Months later, a bewildered Joan told me she had bumped into Edith once more. 'Well, how did the operation go?' she asked. There was no operation. On the day before Edith was due to enter hospital, the operation was cancelled. The surgeon, she said, had been killed in a car crash.

At long last, here was something that could be checked easily. I telephoned the police in the hospital area. The crash story was false. So I prepared to forget Edith and her horrors - indeed had forgotten her until Nurse Allitt's case.

Beverly Allitt suffered from a mental state in which she invented ailments or inflicted them on herself to attract attention.

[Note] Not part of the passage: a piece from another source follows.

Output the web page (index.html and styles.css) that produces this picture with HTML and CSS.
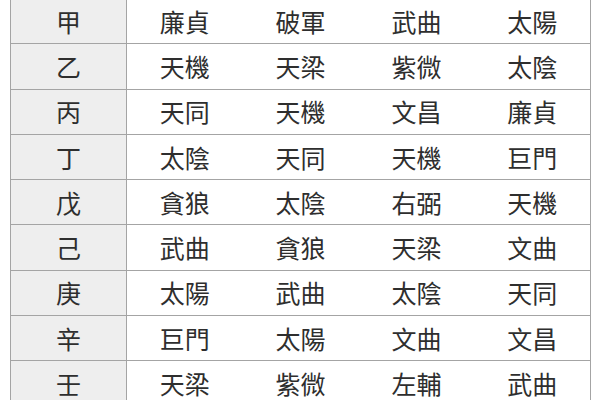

In 1951 a London doctor, Richard Asher, identified, in the Lancet, the phenomenon which he called 'Munchausen's syndrome' after the 18th-century German baron who captivated his dinner guests with fanciful tales of his heroic deeds. Such patients, Dr Asher wrote, demonstrated 'an immediate history which is always acute and harrowing, yet not entirely convincing'. Among possible motives was 'a desire to be the centre of interest and attention'.

Edith's disclosures to Joan certainly were harrowing. I cannot be sure that all of them were untrue; only that my call to the police made them seem likely to be so. Nor can I guess at her motivation. But Dr Enoch, whose book, Uncommon Psychiatric Syndromes, devotes a chapter to Munchausen, thought that Edith's case was 'an excellent example' when I described it.

A major difference between Edith's and Nurse Allitt's cases is that the latter went on to develop Munchausen's syndrome by proxy, in which the sufferer injures other people (usually children) so that in the ensuing crisis they may assume a heroic role. I do not know where Edith is now. I believe she gave up social work. I hope she is not working with children.